4. The Assistant Collector has proceeded on the basis that since the manufactured goods (on which the duty was now being demanded) had been purchased by the appellants as the part of the stock, when they purchased the factory, they were liable to pay the duty thereon. The Appellate Collector has not disagreed from this, since the remand by him was only for the purpose of verifying whether the goods manufactured by the ACC could have been removed and thereupon quantifying the duty. Thus the case for the Department, as urged before us by Shri Balbir Singh also, is that since under the contract of purchase the appellants had purchased the manufactured goods they are bound to discharge the duty liability also thereon. The argument evidently is that as the factory had been purchased with all its assets and liabilities this liability of payment of excise duty on the manufactured goods (purchased as stock in hand) was on the appellants. It may be true that the appellants had undertaken, as part of their purchase agreement, the liability to pay the excise duty on the goods already manufactured but not yet removed. That would not mean that the Department would be entitled to enforce that liability as arising under that agreement. The agreement in respect of that liability was between the appellants and M/s. ACC Ltd. If, subsequently, contrary to the terms of the agreement, the appellants do not discharge that liability and M/s. ACC Ltd. are compelled to discharge that liability it may be open to M/s. ACC Ltd. to seek recovery of the said amount through the civil court from the appellants in pursuance of the sale agreement between them. This would not mean that the Department would be equally entitled to step into the shoes of M/s. ACC Ltd. and seek recovery of that amount by taking proceedings under the Central Excises and Salt Act. On the question whether it may perhaps be open to the Department to seek recovery of this amount directly from the appellants by instituting a civil suit, we offer no opinion. At all events we are clear that the Department has no right to recover the amount from the appellants by taking proceedings under the Central Excises and Salt Act since, as alreay stated, the liability enforceable under the said Act would be on the manufacturer (and the goods) only i.e. M/s. ACC Ltd. and not the purchaser (that is) the appellants.

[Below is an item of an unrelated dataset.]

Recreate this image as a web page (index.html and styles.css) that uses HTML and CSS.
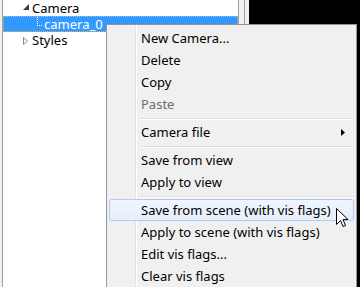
FILE: index.html
```html
<!DOCTYPE html>
<html>
  <head>
    <title>Camera tree</title>
    <link rel="stylesheet" href="styles.css">
  </head>
  <body>
    <div class="window">
      <div class="tree">
        <div class="node">
          <svg class="toggle" width="10" height="16"><polygon points="7,4 7,10 1,10" fill="#3c3c3c"/></svg>
          <span>Camera</span>
        </div>
        <div class="node selected">
          <svg class="branch" width="8" height="14"><line x1="1.5" y1="0" x2="1.5" y2="8" stroke="#fff" stroke-dasharray="1 1"/><line x1="1" y1="8.5" x2="7" y2="8.5" stroke="#fff" stroke-dasharray="1 1"/></svg>
          <span>camera_0</span>
        </div>
        <div class="node">
          <svg class="toggle" width="10" height="16"><polygon points="1.5,5.5 5.5,9 1.5,12.5" fill="#fff" stroke="#8a8a8a"/></svg>
          <span>Styles</span>
        </div>
      </div>
      <div class="splitter"></div>
      <div class="viewport"></div>
    </div>

    <div class="menu">
      <div class="item">New Camera...</div>
      <div class="item">Delete</div>
      <div class="item">Copy</div>
      <div class="item disabled">Paste</div>
      <div class="separator"></div>
      <div class="item">Camera file
        <svg class="submenu" width="4" height="7"><polygon points="0,0 4,3.5 0,7" fill="#000"/></svg>
      </div>
      <div class="separator"></div>
      <div class="item">Save from view</div>
      <div class="item">Apply to view</div>
      <div class="separator"></div>
      <div class="item hover">Save from scene (with vis flags)</div>
      <div class="item">Apply to scene (with vis flags)</div>
      <div class="item">Edit vis flags...</div>
      <div class="item">Clear vis flags</div>
    </div>

    <svg class="cursor" width="13" height="20" viewBox="0 0 13 20">
      <path d="M0.5,0.5 L0.5,16.5 L4.5,12.5 L7,18.5 L9.5,17.5 L7,11.5 L12,11.5 Z" fill="#fff" stroke="#000" stroke-linejoin="miter"/>
    </svg>
  </body>
</html>
```

FILE: styles.css
```css
body {
  margin: 0;
  width: 360px;
  height: 287px;
  overflow: hidden;
  position: relative;
  font-family: "Noto Sans", "Noto Sans CJK JP", sans-serif;
  font-size: 13px;
  color: #000;
  background-color: #f0f0f0;
}
.window {
  display: flex;
  height: 287px;
}
.tree {
  margin-left: 2px;
  width: 235px;
  border-left: 1px solid #a0a0a0;
  border-right: 1px solid #a0a0a0;
  background-color: #fff;
}
.node {
  display: flex;
  align-items: center;
  height: 16px;
  line-height: 16px;
  padding-left: 19px;
  box-sizing: border-box;
}
.toggle {
  display: block;
}
.selected {
  background-color: #3399ff;
  color: #fff;
  padding-left: 32px;
  border: 1px dotted #e8b04c;
  border-top-color: #8fc7ff;
  align-items: flex-start;
  line-height: 14px;
}
.branch {
  display: block;
}
.splitter {
  width: 5px;
  border-right: 1px solid #a0a0a0;
  background-color: #f0f0f0;
}
.viewport {
  margin-left: 4px;
  flex: 1;
  background-color: #000;
}
.menu {
  position: absolute;
  left: 106px;
  top: 24px;
  width: 245px;
  height: 260px;
  padding: 2px 2px 0 2px;
  border: 1px solid #979797;
  border-bottom: none;
  overflow: hidden;
  background: linear-gradient(to right, #f0f0f0 28px, #e2e3e3 28px, #e2e3e3 29px, #fff 29px, #fff 30px, #f0f0f0 30px);
}
.item {
  position: relative;
  display: flex;
  align-items: center;
  height: 22px;
  line-height: 22px;
  padding-left: 32px;
  padding-right: 9px;
  box-sizing: border-box;
}
.disabled {
  color: #6d6d6d;
}
.submenu {
  margin-left: auto;
}
.hover {
  border: 1px solid #aeccf1;
  border-radius: 3px;
  padding-left: 31px;
  background: linear-gradient(#f1f6fd, #e6effa);
}
.separator {
  height: 1px;
  margin: 3px 0 1px 30px;
  background-color: #e0e0e0;
  border-bottom: 1px solid #fff;
}
.cursor {
  position: absolute;
  left: 336px;
  top: 208px;
}
```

5. This is not a case where a manufacturing firm, as a firm, is taken over by another firm, which continues to run the manufacturing firm in its original name but is managed by the new firm. In that event the manufacturing firm continues to function, though under a new management. The liability for duty in respect of the pre-take-over manufactures could, in that case, be enforced against the new management also, since the firm continues to function, though under a new management. The present case is not one such. It is one where the factory (and also stock) is purchased by the appellants and the manufacturing activity is thereafter carried on by the new firm as a distinct legal entity, different from the original firm. The Appellants are not a continuation of the original manufacturer (ACC).

6. In view on the above conclusion it is unnecessary to consider other submissions as to whether the goods could be physically removed; or in fact have been removed; the rate of duty etc. Accordingly, we allow this appeal and set aside the orders of the lower authorities.